Having battled to get to Nordkapp (see post The Battle for #Nordkapp), we now battle to leave!

The following is an email I have just sent to the Insurance company regarding the current situation:  

To whom it may concern at Carol Nash/AXA assistance,

As there have been many phone conversations, it seems prudent that I should in someway to clarify in writing what has been happening in the current situation regarding the recovery of my motorbike (LV03 BWJ).

On Sunday, my bike broke down on the E69 Nordkapp Road in Norway.   Some 4 hours later someone arrived to recover us, however, it was not a motorbike mechanic and he could only take the bike as far as his garage in Honningsvag as that was as far as the recovery had thus far been approved and advised that the bike should be recovered to the BMW dealer in Tromso to be fixed.

You then advised that you needed a quote from your agents in Norway, and in the conversation is was made clear that I had to choose between accommodation or a hired car.  As it is impossible to camp  with out a vehicle as we would have done and did not know if it was possible at NordKapp at this time, despite the offer of a taxi to take us there, so we booked into a local hostel (80Euros)

I believe the phone call was about 10am Monday my time when I fully understood the conditions regarding accommodation and hire car and said that I would take the hired car but please deliver as soon as possible as we had to check out of accommodation at 12pm.  When I called at approx. 5pm my time, you advised you still had not recieved a quote to approve from your agents in Norway for the hired car or for the transport of the bike.

After threatening to claim for expenses for the night, a car materialised an hour and a half later, 500m down the road from where I was located with the bike.  Effectively it took a whole day to organise a hired car that was located down the road.  Clearly someone had woken up as I was then advised that the cost of transport to Tromso had been quoted in the region of 3500Euros (I forget the specific figure)  and that the policy only covered a sum of 2000 Euros – I then stated that then a more local mechanic will need to be found because the priority was the fix the bike and continue our journey as we were on a sponsored ride.   I requested a solution by 9am the following morning or I would start taking the matter into my own hands regardless of the costs that might result for the insurance company.

That night we wild camped – as it was our expectation to do for this journey where ever possible.

I phoned approximately 10am my time on Tuesday morning to discover, once again that nothing had been done.  So I then spent the morning and at the expense of using my mobile phone to phone Norwegian phones, to locate a more local mechanic.  Once located, I relaid the information back to you, and you porceeded to find a new quote for transport.

The new quote to transport the bike a third of the distance than Tromso was 2053 Euros!

If the discrepancy is not immediately obvious to you, please advise and I will explain in much more detail to help you understand.  However, futher to this, the quote is 53Euros over the limit.  I am not prepared pay for a clearly fabricated quote, especially now that travel expenses are 300% up as a result of this situation.  I then offered to source a van myself and drive it and quote you for the job, and you advised that you would be happy to recieve the quote.
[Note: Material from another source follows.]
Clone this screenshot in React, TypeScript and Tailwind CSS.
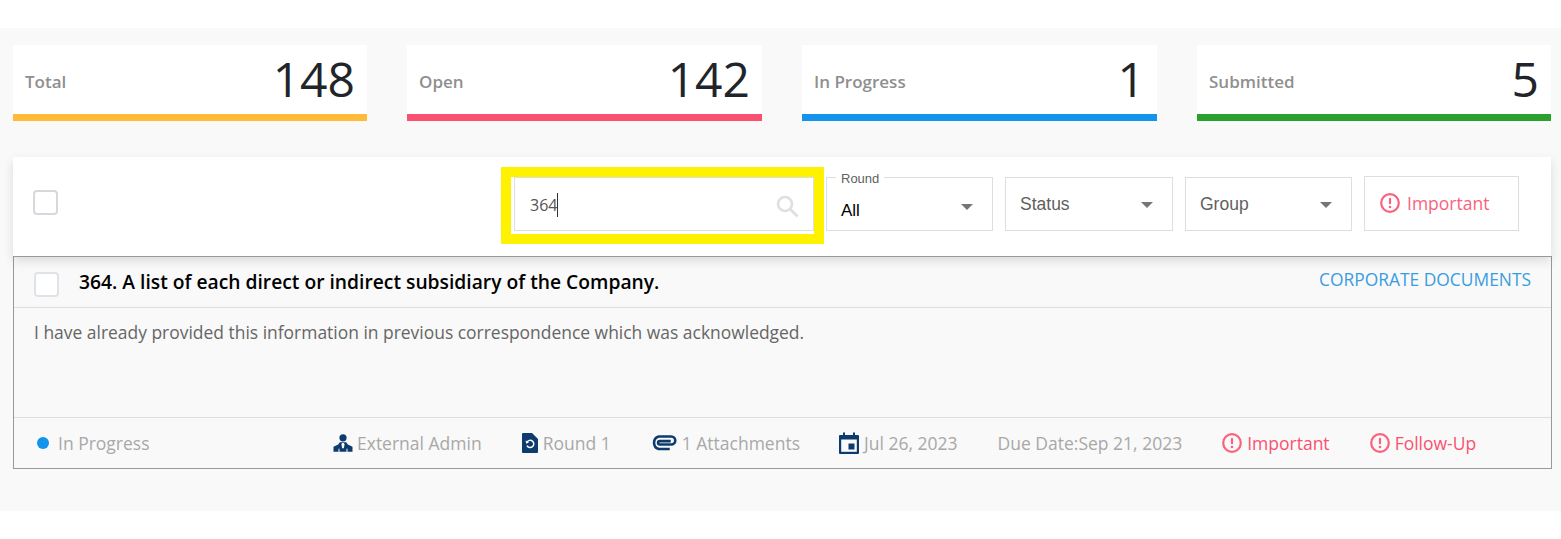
const stats = [
  { label: "Total", value: "148", bar: "border-[#ffbb38]" },
  { label: "Open", value: "142", bar: "border-[#f9516f]" },
  { label: "In Progress", value: "1", bar: "border-[#1393eb]" },
  { label: "Submitted", value: "5", bar: "border-[#2ca02c]" },
];

function Caret({ className }: { className?: string }) {
  return <span className={`w-0 h-0 border-x-[6px] border-x-transparent border-t-[6px] border-t-[#757575] ${className ?? ""}`} />;
}

function Alert({ size = 20 }: { size?: number }) {
  return (
    <svg width={size} height={size} viewBox="0 0 20 20" fill="none" className="shrink-0">
      <circle cx="10" cy="10" r="8.8" stroke="#f9627d" strokeWidth="2.2" />
      <rect x="8.9" y="4.800" width="2.2" height="6.600" rx="1.1" fill="#f9627d" />
      <circle cx="10" cy="14" r="1.3" fill="#f9627d" />
    </svg>
  );
}

function AdminIcon() {
  return (
    <svg width="20" height="18" viewBox="0 0 20 18" fill="#0d3b6e">
      <circle cx="10" cy="3.8" r="3.6" />
      <path d="M6.800 8.200h6.400l1.600 2.400 4.700 2.200v5H0.500v-5l4.700-2.200z" />
      <path d="M9 9h2l.5 1.600-.6 3.600h-1.800l-.6-3.600z" fill="#fafafa" />
      <path d="M5.500 18v-3.200h1V18zM13.500 18v-3.200h1V18z" fill="#fafafa" />
    </svg>
  );
}

function RoundIcon() {
  return (
    <svg width="16" height="20" viewBox="0 0 16 20">
      <path d="M1 0h9l6 6v13a1 1 0 0 1-1 1H1a1 1 0 0 1-1-1V1a1 1 0 0 1 1-1z" fill="#0d3b6e" />
      <path d="M5 9.200a3.600 3.600 0 1 1 0 3.400" fill="none" stroke="#fff" strokeWidth="1.5" />
      <path d="M3.600 7.600l.6 3.200 2.800-1.400z" fill="#fff" />
    </svg>
  );
}

function ClipIcon() {
  return (
    <svg width="26" height="16" viewBox="1 0 24.500 16" fill="none" stroke="#0d3b6e" strokeWidth="2.6">
      <path d="M19 14H8A6.500 6.500 0 0 1 8 1.500h12.500a4 4 0 0 1 0 8H9a1.600 1.600 0 0 1 0-3.400h11" />
    </svg>
  );
}

function CalendarIcon() {
  return (
    <svg width="20" height="22" viewBox="0 0 20 22">
      <path d="M1 3h3V0.500h2V3h8V0.500h2V3h3a1 1 0 0 1 1 1v17a1 1 0 0 1-1 1H1a1 1 0 0 1-1-1V4a1 1 0 0 1 1-1z" fill="#0d3b6e" />
      <rect x="2.200" y="7.500" width="15.600" height="12.300" fill="#fafafa" />
      <rect x="9.500" y="11.500" width="6" height="6" fill="#0d3b6e" />
    </svg>
  );
}

function Select({ label, width }: { label: string; width: string }) {
  return (
    <div className={`h-[54px] ${width} border border-[#dedede] flex items-center justify-between pl-[14px] pr-[19px] font-['Liberation_Sans',sans-serif] text-[17.5px] text-[#5f5f5f]`}>
      <span className="mt-[2px]">{label}</span>
      <Caret className="mt-[2px]" />
    </div>
  );
}

function Meta({ icon, text, className }: { icon: React.ReactNode; text: string; className?: string }) {
  return (
    <span className={`flex items-center ${className ?? ""}`}>
      {icon}
      {text}
    </span>
  );
}

export default function App() {
  return (
    <div className="h-[539px] bg-white pt-[28px] font-['Open_Sans',sans-serif] overflow-hidden">
      <div className="h-[483px] bg-[#f9f9f9] pt-[17px] pl-[13px] pr-[10px]">
        <div className="grid grid-cols-[354px_355px_355px_354px] gap-[40px]">
          {stats.map((s) => (
            <div key={s.label} className={`h-[76px] bg-white border-b-[7px] ${s.bar} flex items-center justify-between pl-[12px] pr-[12px]`}>
              <span className="text-[17px] font-semibold text-[#8f8f8f] mt-[5px]">{s.label}</span>
              <span className="text-[48px] leading-none text-[#212529] -mt-[2px]">{s.value}</span>
            </div>
          ))}
        </div>

        <div className="relative z-10 mt-[36px] h-[100px] bg-white border-b border-[#999] shadow-[0_4px_10px_rgba(0,0,0,0.12)] flex items-center pl-[20px] pr-[32px]">
          <span className="w-[25px] h-[25px] -mt-[8px] rounded-[4px] border-2 border-[#d5d9de] bg-white" />
          <div className="ml-auto flex items-center">
            <div className="w-[323px] h-[77px] border-[10px] border-[#fff200] bg-white -mr-[1px] pl-[3px] -mt-[2px]">
              <div className="w-[300px] h-[54px] border border-[#dedede] flex items-center justify-between pl-[15px] pr-[14px]">
                <span className="mt-[2px] text-[16px] text-[#555] border-r border-[#333] leading-[24px]">364</span>
                <svg width="24" height="24" viewBox="0 0 24 24" fill="none" stroke="#dfdfdf" strokeWidth="2.6" className="mt-[3px]">
                  <circle cx="10" cy="10" r="7" />
                  <path d="M15.500 15.500l7 7" />
                </svg>
              </div>
            </div>
            <div className="relative w-[167px] h-[54px] ml-[3px] -mt-[6px] border border-[#dedede] flex items-center justify-between pl-[14px] pr-[19px] font-['Liberation_Sans',sans-serif] text-black text-[17px]">
              <span className="absolute left-[9px] -top-[6px] bg-white px-[5px] text-[13px] leading-[13px] text-[#5f5f5f]">Round</span>
              <span className="mt-[15px]">All</span>
              <Caret className="mt-[7px]" />
            </div>
            <div className="flex items-center ml-[12px] -mt-[6px] gap-[12px]">
              <Select label="Status" width="w-[168px]" />
              <Select label="Group" width="w-[167px]" />
              <div className="w-[155px] h-[55px] -mt-[1px] border border-[#dedede] flex items-center gap-[7px] pl-[15px] text-[17.5px] text-[#f9627d]">
                <Alert />
                <span>Important</span>
              </div>
            </div>
          </div>
        </div>

        <div className="relative -mt-[1px] h-[213px] w-[1539px] border border-[#999] bg-[#f9f9f9]">
          <div className="h-[51px] border-b border-[#dedede] flex items-center pl-[20px] pr-[20px]">
            <span className="w-[25px] h-[25px] mt-[5px] rounded-[4px] border-2 border-[#dfe3e8] bg-white" />
            <span className="ml-[20px] text-[19.25px] font-semibold text-black">364. A list of each direct or indirect subsidiary of the Company.</span>
            <span className="ml-auto -mt-[6px] text-[17.4px] text-[#3a9de0]">CORPORATE DOCUMENTS</span>
          </div>
          <div className="h-[110px] border-b border-[#dedede] pl-[20px] pt-[11px] text-[17.45px] leading-[26px] text-[#666]">
            I have already provided this information in previous correspondence which was acknowledged.
          </div>
          <div className="h-[50px] flex items-center pl-[23px] text-[17.5px] text-[#a8a8a8]">
            <span className="w-[12px] h-[12px] rounded-full bg-[#1393eb]" />
            <span className="ml-[9px] w-[275px]">In Progress</span>
            <Meta icon={<AdminIcon />} text="External Admin" className="gap-[4px]" />
            <Meta icon={<RoundIcon />} text="Round 1" className="ml-[40px] gap-[5px]" />
            <Meta icon={<ClipIcon />} text="1 Attachments" className="ml-[40px] gap-[5px]" />
            <Meta icon={<CalendarIcon />} text="Jul 26, 2023" className="ml-[39px] gap-[5px]" />
            <span className="ml-[40px]">Due Date:Sep 21, 2023</span>
            <Meta icon={<Alert />} text="Important" className="ml-[40px] gap-[5px] text-[#f9516f]" />
            <Meta icon={<Alert />} text="Follow-Up" className="ml-[40px] gap-[5px] text-[#f9516f]" />
          </div>
        </div>
      </div>
    </div>
  );
}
I sent you a quote for approval around 3pm (Tuesday) detailing the cost of the van hire for one day, the estimated cost of fuel, and the cost of my time – the quote totalled 600Euros.

I picked up a message from Matt, who was dealing with the case, around 5.30pm saying that the van and fuel had been approved, but the compensation for my time had not and it had be forwarded to other departments – ‘but at least I can now move the bike’

I phoned him back and explained, that I would not be moving the bike until compensation for me to do so was approved.    I am not fool to be used by the insurance company to do work for free that I pay them to pay for.

I recieved a call from you around 8pm asking if the motorbike had been delivered, and in response I made it abundantly clear that I would not do anything with out recieving compensation for it to which he explained that it was unlikely to happen.  I have already sourced a mechanic would will look at the bike immediately (or at least he would when I spoke to him yesterday morning) and researched and provided a quote to do the job of transporting it myself. This is all work that other people are paid to do and are clearly not doing.  I have now provided a quote that saves the insurance company 1400Euros and they now want me to rush the bike over to the mechanic so that they can then tell me they are not going to compensate me so they can reduced their costs further.  The poor chap got an earfull from me!  I was advised that the quote was with senior management.

We spent the night in the hostel (80 Euros) as the weather had turned bad and camping was no longer an option.

Approx 10am Wednesday morning, having still recieved no phone call, I call you to discover nothing had been done. I am called back some time later to be advised that the senior manager will not compensate me for my time, but I am welcome to transport the bike myself still.

I, understandably, am becoming very stressed and advise that you must now pay the 2053Euros as you have now refused a cheaper offer.  Further to that, I was now in a situation as the weather was till bad  and clearly nothing is being done for yet another day and I was forced to book yet another night (80Euros) at the hostel.

You are aware I am travelling with a child (11 yrs old) I have further made it clear in the last phone call that she is autistic that we are sponsored to do the journey to raise awareness for autism, that the costs are beyond us and that I will ensure that they all claimed back from the insurance company when we return because simply put – our plan was to come to Nordkapp, wild camp one night if it was possible, then leave and head south for a bike meet in Estonia.  That we are now still here is entirely as a result of the insurance company regardless of my efforts to help move the situation forward anyway I can, and in so doing saving the insurance company money – something that the company has now rejected.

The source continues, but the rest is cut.